All of the data should be repeated exactly; pictures are not part of the copy.

[Begin GIVEN INFORMATION]

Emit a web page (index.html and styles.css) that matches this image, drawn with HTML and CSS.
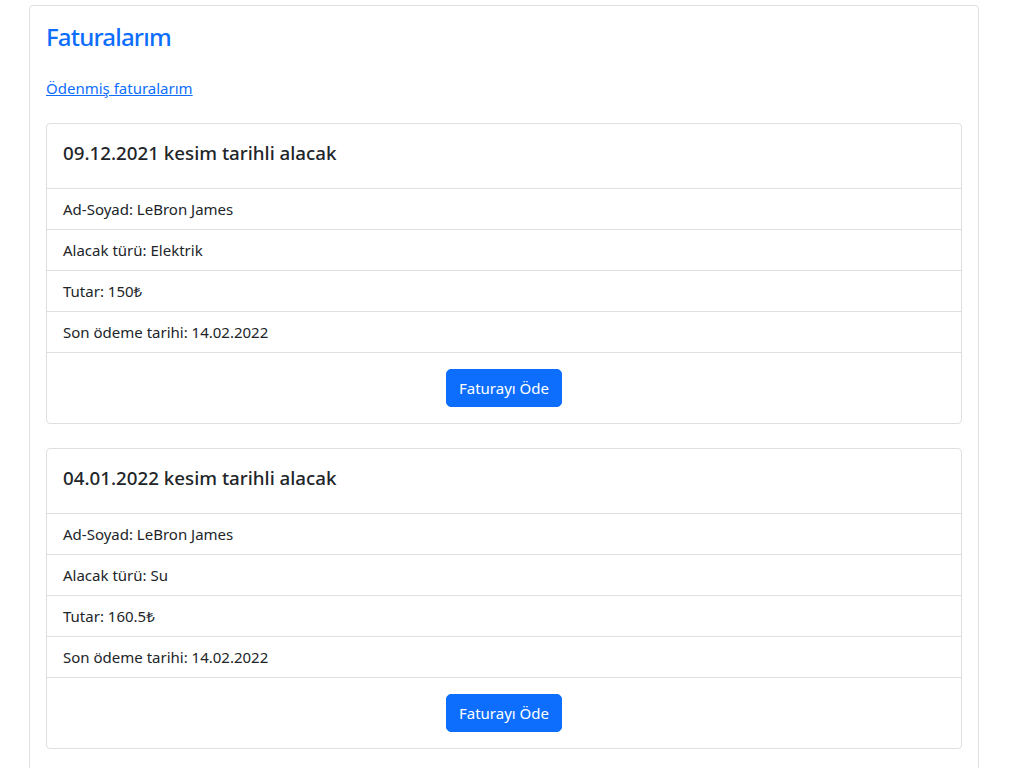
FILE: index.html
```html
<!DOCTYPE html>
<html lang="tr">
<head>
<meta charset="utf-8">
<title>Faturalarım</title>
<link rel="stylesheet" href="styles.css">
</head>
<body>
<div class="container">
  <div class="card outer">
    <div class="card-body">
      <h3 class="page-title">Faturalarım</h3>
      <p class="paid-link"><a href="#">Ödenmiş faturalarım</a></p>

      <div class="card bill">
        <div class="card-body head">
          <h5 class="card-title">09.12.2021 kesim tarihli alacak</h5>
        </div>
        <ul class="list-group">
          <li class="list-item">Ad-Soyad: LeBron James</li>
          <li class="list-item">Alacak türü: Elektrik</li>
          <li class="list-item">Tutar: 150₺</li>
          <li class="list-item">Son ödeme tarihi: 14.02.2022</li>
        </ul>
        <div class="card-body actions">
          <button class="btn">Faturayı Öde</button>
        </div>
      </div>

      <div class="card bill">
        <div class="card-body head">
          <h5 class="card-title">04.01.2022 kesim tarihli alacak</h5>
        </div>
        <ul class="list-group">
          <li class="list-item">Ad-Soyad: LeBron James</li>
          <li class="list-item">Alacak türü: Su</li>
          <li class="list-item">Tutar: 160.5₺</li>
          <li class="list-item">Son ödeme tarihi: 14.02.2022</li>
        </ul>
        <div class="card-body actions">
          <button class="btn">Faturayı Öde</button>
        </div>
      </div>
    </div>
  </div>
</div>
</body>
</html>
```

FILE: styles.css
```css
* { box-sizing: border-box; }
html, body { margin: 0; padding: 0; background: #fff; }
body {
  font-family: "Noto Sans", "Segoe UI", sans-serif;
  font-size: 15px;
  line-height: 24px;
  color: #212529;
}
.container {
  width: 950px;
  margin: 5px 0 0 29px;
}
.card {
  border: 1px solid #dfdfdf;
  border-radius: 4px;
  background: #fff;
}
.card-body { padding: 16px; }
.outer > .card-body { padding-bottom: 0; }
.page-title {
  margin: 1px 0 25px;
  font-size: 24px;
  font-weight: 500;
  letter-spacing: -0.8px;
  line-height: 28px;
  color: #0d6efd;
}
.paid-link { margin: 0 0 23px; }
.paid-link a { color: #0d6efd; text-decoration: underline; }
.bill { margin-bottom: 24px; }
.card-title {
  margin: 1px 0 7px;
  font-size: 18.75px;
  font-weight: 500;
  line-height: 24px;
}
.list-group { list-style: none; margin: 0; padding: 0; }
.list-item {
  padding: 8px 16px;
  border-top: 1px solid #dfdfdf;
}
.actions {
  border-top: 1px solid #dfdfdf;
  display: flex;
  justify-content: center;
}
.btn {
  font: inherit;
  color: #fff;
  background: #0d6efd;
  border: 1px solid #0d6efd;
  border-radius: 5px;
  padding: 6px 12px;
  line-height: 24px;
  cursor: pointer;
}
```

[End GIVEN INFORMATION]

WORKED SOLUTION
Emit a web page (index.html and styles.css) that matches this image, drawn with HTML and CSS.
FILE: index.html
```html
<!DOCTYPE html>
<html lang="tr">
<head>
<meta charset="utf-8">
<title>Faturalarım</title>
<link rel="stylesheet" href="styles.css">
</head>
<body>
<div class="container">
  <div class="card outer">
    <div class="card-body">
      <h3 class="page-title">Faturalarım</h3>
      <p class="paid-link"><a href="#">Ödenmiş faturalarım</a></p>

      <div class="card bill">
        <div class="card-body head">
          <h5 class="card-title">09.12.2021 kesim tarihli alacak</h5>
        </div>
        <ul class="list-group">
          <li class="list-item">Ad-Soyad: LeBron James</li>
          <li class="list-item">Alacak türü: Elektrik</li>
          <li class="list-item">Tutar: 150₺</li>
          <li class="list-item">Son ödeme tarihi: 14.02.2022</li>
        </ul>
        <div class="card-body actions">
          <button class="btn">Faturayı Öde</button>
        </div>
      </div>

      <div class="card bill">
        <div class="card-body head">
          <h5 class="card-title">04.01.2022 kesim tarihli alacak</h5>
        </div>
        <ul class="list-group">
          <li class="list-item">Ad-Soyad: LeBron James</li>
          <li class="list-item">Alacak türü: Su</li>
          <li class="list-item">Tutar: 160.5₺</li>
          <li class="list-item">Son ödeme tarihi: 14.02.2022</li>
        </ul>
        <div class="card-body actions">
          <button class="btn">Faturayı Öde</button>
        </div>
      </div>
    </div>
  </div>
</div>
</body>
</html>
```

FILE: styles.css
```css
* { box-sizing: border-box; }
html, body { margin: 0; padding: 0; background: #fff; }
body {
  font-family: "Noto Sans", "Segoe UI", sans-serif;
  font-size: 15px;
  line-height: 24px;
  color: #212529;
}
.container {
  width: 950px;
  margin: 5px 0 0 29px;
}
.card {
  border: 1px solid #dfdfdf;
  border-radius: 4px;
  background: #fff;
}
.card-body { padding: 16px; }
.outer > .card-body { padding-bottom: 0; }
.page-title {
  margin: 1px 0 25px;
  font-size: 24px;
  font-weight: 500;
  letter-spacing: -0.8px;
  line-height: 28px;
  color: #0d6efd;
}
.paid-link { margin: 0 0 23px; }
.paid-link a { color: #0d6efd; text-decoration: underline; }
.bill { margin-bottom: 24px; }
.card-title {
  margin: 1px 0 7px;
  font-size: 18.75px;
  font-weight: 500;
  line-height: 24px;
}
.list-group { list-style: none; margin: 0; padding: 0; }
.list-item {
  padding: 8px 16px;
  border-top: 1px solid #dfdfdf;
}
.actions {
  border-top: 1px solid #dfdfdf;
  display: flex;
  justify-content: center;
}
.btn {
  font: inherit;
  color: #fff;
  background: #0d6efd;
  border: 1px solid #0d6efd;
  border-radius: 5px;
  padding: 6px 12px;
  line-height: 24px;
  cursor: pointer;
}
```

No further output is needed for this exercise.